When they played an instore at the much-missed record store Skinnys where I was working for 2000’s Rocks On The Soul – that album’s release delayed years due to legal ructions with a US label that sadly stalled them from building upon Kitten Lick’s momentum – I got to meet them properly for the first time, the group as friendly and unassuming as any you could imagine.

Although at the following year’s Big Day Out when Tim doused his guitar with lighter fluid before setting it alight and smashing it to smithereens he seemed the epitome of rock’n’roll, affability replaced with genuine fire and brimstone.

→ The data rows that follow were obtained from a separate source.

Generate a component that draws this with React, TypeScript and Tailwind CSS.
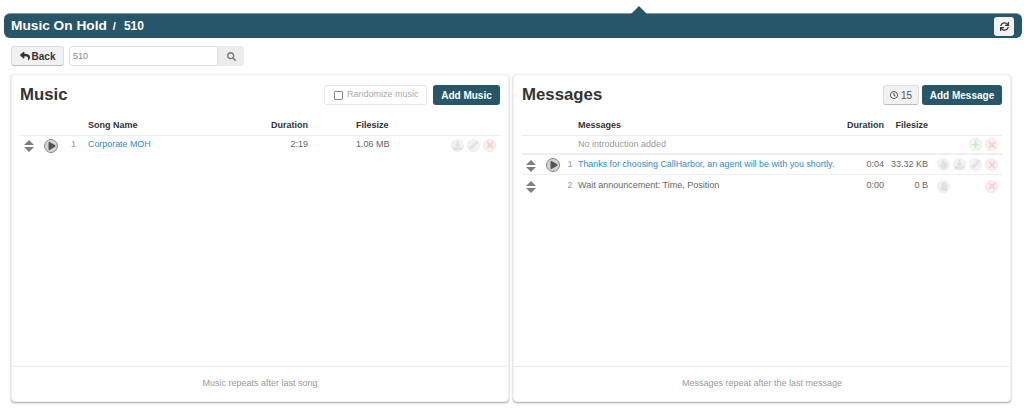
import React from "react";
import { FaReply, FaSearch, FaSync, FaRegClock, FaDownload, FaPencilAlt, FaTimes, FaPlus, FaHandPaper, FaPlay } from "react-icons/fa";

const Sorter = () => (
  <div className="flex flex-col items-center gap-[2px] w-[10px] mt-[2px]">
    <div className="w-0 h-0 border-x-[5px] border-x-transparent border-b-[5px] border-b-[#808080]" />
    <div className="w-0 h-0 border-x-[5px] border-x-transparent border-t-[5px] border-t-[#808080]" />
  </div>
);

const Play = ({ className = "" }: { className?: string }) => (
  <div className={`flex items-center justify-center w-[14px] h-[14px] rounded-full bg-[#d4d4d4] border border-[#888] text-[#555] ${className}`}>
    <FaPlay className="text-[8px] ml-px" />
  </div>
);

const RoundIcon = ({ children, red, green }: { children: React.ReactNode; red?: boolean; green?: boolean }) => (
  <div
    className={`flex items-center justify-center w-[13px] h-[13px] rounded-full border ${
      red
        ? "bg-[#fbf0f0] border-[#f6e6e6] text-[#f7cfcf] text-[10px]"
        : green
          ? "bg-[#f0f7f0] border-[#e6f0e6] text-[#cbe8cb] text-[9px]"
          : "bg-[#f3f3f3] border-[#ededed] text-[#e0e0e0] text-[9px]"
    }`}
  >
    {children}
  </div>
);

const Blank = () => <div className="w-[13px] h-[13px]" />;

const Panel = ({
  title,
  actions,
  footer,
  children,
}: {
  title: string;
  actions: React.ReactNode;
  footer: string;
  children: React.ReactNode;
}) => (
  <section className="flex-1 basis-0 min-w-0 flex flex-col h-[328px] bg-white rounded-[4px] border border-[#f0f0f0] shadow-[0_1px_2px_rgba(0,0,0,0.35)]">
    <div className="flex-1 px-[8px]">
      <div className="flex items-center justify-between h-[40px]">
        <h2 className="text-[16.8px] font-bold text-[#333]">{title}</h2>
        {actions}
      </div>
      {children}
    </div>
    <div className="h-[35px] border-t border-[#eaeaea] flex items-center justify-center text-[9px] text-[#999]">
      {footer}
    </div>
  </section>
);

const DarkButton = ({ children, className }: { children: React.ReactNode; className: string }) => (
  <button className={`h-[20px] rounded-[3px] bg-[#265668] text-white text-[10px] font-bold ${className}`}>
    {children}
  </button>
);

export default function App() {
  return (
    <div
      className="w-[1024px] h-[412px] bg-white overflow-hidden flex flex-col px-[11px] pt-[13px]"
      style={{ fontFamily: '"Liberation Sans", Arial, sans-serif' }}
    >
      {/* title bar */}
      <header className="relative -ml-[7px] -mr-[9px] h-[25px] shrink-0 bg-[#265668] rounded-[6px] border-t border-[#7f9ba6] flex items-center justify-between pl-[7px] pr-[8px] text-white">
        <div className="absolute top-[-8px] left-[627px] w-0 h-0 border-x-[8px] border-x-transparent border-b-[8px] border-b-[#265668]" />
        <div className="font-bold flex items-center">
          <span className="text-[13.7px]">Music On Hold</span>
          <span className="text-[11px] ml-[6px]">/</span>
          <span className="text-[12px] ml-[8px]">510</span>
        </div>
        <button className="w-[20px] h-[19px] rounded-[3px] bg-[#f2f2f2] flex items-center justify-center text-[#333] text-[9px]">
          <FaSync />
        </button>
      </header>

      {/* toolbar */}
      <div className="flex items-center h-[20px] mt-[8px] shrink-0">
        <button className="flex items-center gap-[2px] h-[20px] w-[53px] justify-center rounded-[3px] border border-[#ddd] border-b-[#bbb] bg-[#f2f2f2] text-[10px] font-bold text-[#333]">
          <FaReply className="text-[10px]" />
          Back
        </button>
        <div className="flex ml-[5px]">
          <input
            readOnly
            value="510"
            className="w-[149px] h-[20px] border border-[#ddd] rounded-l-[3px] px-[3px] text-[9px] text-[#888] outline-none"
          />
          <div className="w-[26px] h-[20px] bg-[#ececec] rounded-r-[3px] flex items-center justify-center text-[#777] text-[9px]">
            <FaSearch />
          </div>
        </div>
      </div>

      <div className="flex gap-[4px] mt-[8px] pr-[2px]">
        <Panel
          title="Music"
          footer="Music repeats after last song"
          actions={
            <div className="flex items-center gap-[6px]">
              <label className="flex items-center h-[20px] w-[103px] pl-[9px] gap-[4px] border border-[#e6e6e6] rounded-[3px] text-[9px] text-[#aaa]">
                <span className="w-[9px] h-[9px] border border-[#888] rounded-[1px]" />
                Randomize music
              </label>
              <DarkButton className="w-[67px]">Add Music</DarkButton>
            </div>
          }
        >
          <div className="grid grid-cols-[24px_20px_24px_170px_50px_minmax(0,1fr)_50px] text-[9px] h-[21px] items-center border-b border-[#eee] font-bold text-[#333] pt-[1px]">
            <span className="col-start-4">Song Name</span>
            <span className="text-right">Duration</span>
            <span className="pl-[48px]">Filesize</span>
          </div>
          <div className="grid grid-cols-[24px_20px_24px_170px_50px_minmax(0,1fr)_50px] text-[9px] h-[19px] pb-[1px] items-center text-[#666]">
            <div className="pl-[4px]"><Sorter /></div>
            <Play className="mt-[2px]" />
            <span className="text-center text-[#999] pr-[5px]">1</span>
            <span className="text-[#2e8bc9] text-[8.9px]">Corporate MOH</span>
            <span className="text-right">2:19</span>
            <span className="pl-[48px]">1.06 MB</span>
            <div className="flex justify-end gap-[3px] pr-[4px]">
              <RoundIcon><FaDownload /></RoundIcon>
              <RoundIcon><FaPencilAlt /></RoundIcon>
              <RoundIcon red><FaTimes /></RoundIcon>
            </div>
          </div>
        </Panel>

        <Panel
          title="Messages"
          footer="Messages repeat after the last message"
          actions={
            <div className="flex items-center gap-[3px]">
              <button className="flex items-center justify-center gap-[3px] h-[20px] w-[36px] bg-[#f2f2f2] border border-[#ddd] border-b-[#bbb] rounded-[3px] text-[10px] text-[#555]">
                <FaRegClock className="text-[8px] text-[#333]" />
                15
              </button>
              <DarkButton className="w-[80px]">Add Message</DarkButton>
            </div>
          }
        >
          <div className="grid grid-cols-[24px_20px_12px_minmax(0,1fr)_50px_44px_74px] text-[9px] h-[21px] items-center border-b border-[#eee] font-bold text-[#333] pt-[1px]">
            <span className="col-start-4">Messages</span>
            <span className="text-right">Duration</span>
            <span className="text-right">Filesize</span>
          </div>
          <div className="grid grid-cols-[24px_20px_12px_minmax(0,1fr)_50px_44px_74px] text-[9px] h-[19px] items-center text-[#999] border-b-2 border-[#eee]">
            <span className="col-start-4">No introduction added</span>
            <div className="col-start-7 flex justify-end gap-[3px] pr-[4px]">
              <RoundIcon green><FaPlus /></RoundIcon>
              <RoundIcon red><FaTimes /></RoundIcon>
            </div>
          </div>
          <div className="grid grid-cols-[24px_20px_12px_minmax(0,1fr)_50px_44px_74px] text-[9px] h-[20px] items-center text-[#666] border-b border-[#eee]">
            <div className="pl-[4px]"><Sorter /></div>
            <Play />
            <span className="text-center text-[#999] pr-[4px]">1</span>
            <span className="text-[#2e8bc9] text-[8.9px] whitespace-nowrap">Thanks for choosing CallHarbor, an agent will be with you shortly.</span>
            <span className="text-right">0:04</span>
            <span className="text-right whitespace-nowrap">33.32 KB</span>
            <div className="flex justify-end gap-[3px] pr-[4px]">
              <RoundIcon><FaHandPaper /></RoundIcon>
              <RoundIcon><FaDownload /></RoundIcon>
              <RoundIcon><FaPencilAlt /></RoundIcon>
              <RoundIcon red><FaTimes /></RoundIcon>
            </div>
          </div>
          <div className="grid grid-cols-[24px_20px_12px_minmax(0,1fr)_50px_44px_74px] text-[9px] h-[21px] pt-[1px] items-center text-[#666]">
            <div className="pl-[4px]"><Sorter /></div>
            <span />
            <span className="text-center text-[#999] pr-[4px]">2</span>
            <span>Wait announcement: Time, Position</span>
            <span className="text-right">0:00</span>
            <span className="text-right">0 B</span>
            <div className="flex justify-end gap-[3px] pr-[4px]">
              <RoundIcon><FaHandPaper /></RoundIcon>
              <Blank />
              <Blank />
              <RoundIcon red><FaTimes /></RoundIcon>
            </div>
          </div>
        </Panel>
      </div>
    </div>
  );
}
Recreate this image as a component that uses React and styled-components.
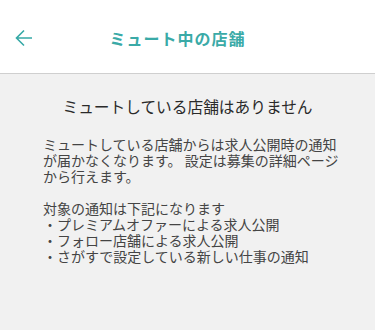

This didn’t stop me approaching Tim for a chat between bands at a Paddington house party a couple of years later and finding out that his band were without a label, and soon enough the small indie imprint I ran with friends was releasing Screamfeeder’s sterling 2003 opus Take You Apart, an honour and privilege which still makes me pinch myself to this day. By this time Darek Mudge had expanded the line-up on guitar – he still adds heft occasionally to this day – his presence filling out the sound and allowing a pleasing versatility to envelope proceedings.

Following that burst things began to slow down: they were still around but shows were fewer and farther between, with life seeming to intrude on band plans. I remember seeing them smash out a fine set at the 2007 Pig City celebration during the period when Steph Hughes (Dick Diver, Boomgates) was filling in for Dean on drums, their presence a prerequisite at a festival ostensibly celebrating Brisbane’s rich rock’n’roll heritage.

In 2011 I recall conducting a lengthy interview with Tim on 4ZZZ when the rights to their back catalogue reverted and they digitally released the 40-track b-sides collection Cargo Embargo (there’s gold in them there hills).

That same year I penned an impassioned cover story in the Time Off street press publication for what was mooted as potentially the final ever Screamfeeder gig – Dean was heading overseas again, and the future was uncertain – and was present when the ‘Feeder, Violent Soho and Tape/Off tore Fortitude Valley venue Woodlands a new one in a bittersweet display of Brisbane bonhomie.

Of course it was Bob Mould who drew them out of retirement two years later: who else was going to support the veteran as he revisited his Hüsker Dü and Sugar catalogues throiughout Australia? It was like the full turning of the circle, and seemed entirely appropriate. By this stage Tim and Kellie both had other productive projects at their disposal, but Dean was back in town and the chemistry was intact and they all just seemed to have so much fun when they played together, their songs still rife with that timeless appeal.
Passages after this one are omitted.